I have no idea however that many pastors will determine to take the step I have ventured to hint at. At any rate, sure I am that there will arise from it no danger of the churches at home being left without instructors by such desertions; and I am equally sure that as to those devoted men who do go as missionaries to the heathen, they will never be suffered to want any good thing the friends they leave can supply, or their prayers draw down from the God of all grace: or should their friends neglect and forget them, the Lord whom they serve will raise up for them fathers and mothers and sisters and brothers, and give them a hundred-fold more than they have forsaken, with persecutions--and, in the world to come, everlasting life.

I know that the attachments of ministers and people are not to be treated lightly. Nor is the argument altogether without weight which might be urged, that the affection of a people to him who labours among them renders his services really of more value to them than they can be to any other people; and, as they think, more useful than the

labours of any other individual, however qualified, could be. But I would submit it to the calm judgment, and to the faith of such a church, whether their cheerfully giving up the instrument by which God was pleased to edify and comfort their souls, would not warrant them confidently to expect that he for whose sake they had thus " denied themselves" would not suffer them to be spiritual losers by the transaction. And so far as the pastor himself might be concerned, I would submit it to his faith, whether in such a case, whatever might be his feelings in parting with an affectionate people, not however leaving them destitute, but seeing them entrusted to the care of another faithful "shepherd," he might not "assuredly gather" that he might warrantably join the company of them who go" to call the sheep that wander yet :" nay, that it would be shrinking from duty, and declining a noble and generous service to stay behind.

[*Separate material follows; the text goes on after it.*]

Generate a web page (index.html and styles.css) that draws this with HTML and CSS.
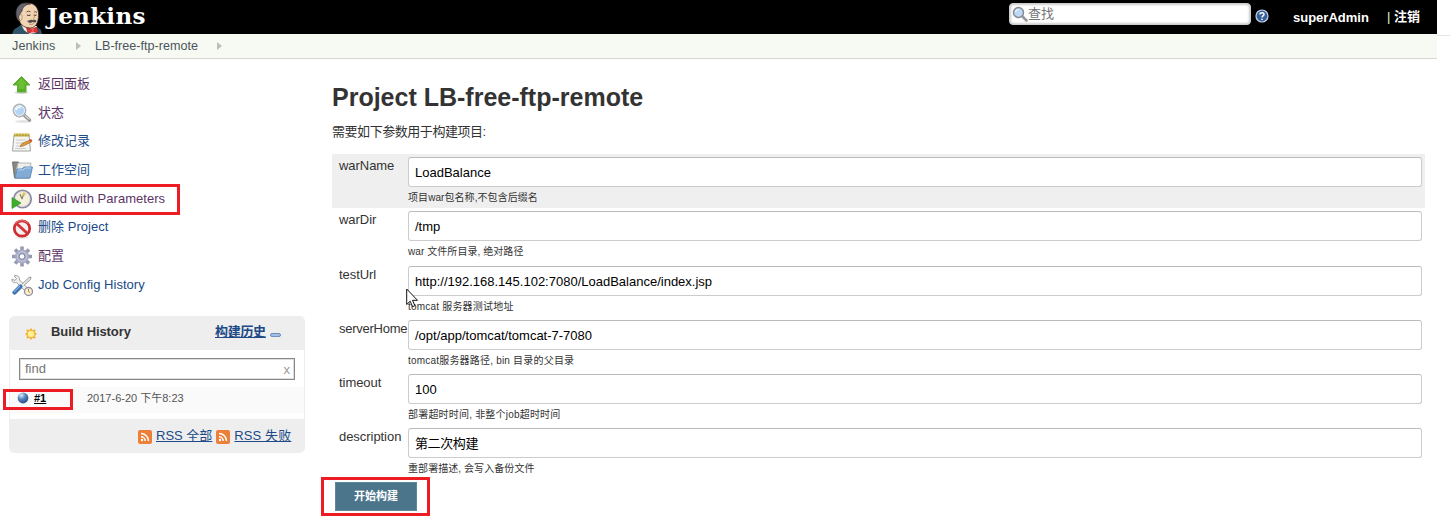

One of our best practical writers says, "The day is near when unfaithful ministers will wish they had never known their charge; but that they had been employed in the meanest occupation, instead of being pastors of Christ's flock, when, beside all the rest of their sins, they shall have the blood of so many souls to answer for." But this observation suggests a query, If any one, in order to shift off the responsibilty, and escape the possible guilt of unfaithfulness as a christian minister or missionary,

decline the office, hiding his talent and spending his days in useless security, is he guiltless? or is he chargeable with the blood of the souls that might have been warned and instructed, and for whose salvation he might and should have laboured? I doubt not but he is. O! it is a solemn thing to be entrusted with a talent! It is not at our own option to employ it or not; nor are we at liberty to employ it where it may gain half a talent more if we might have laid it out where it could have gained double.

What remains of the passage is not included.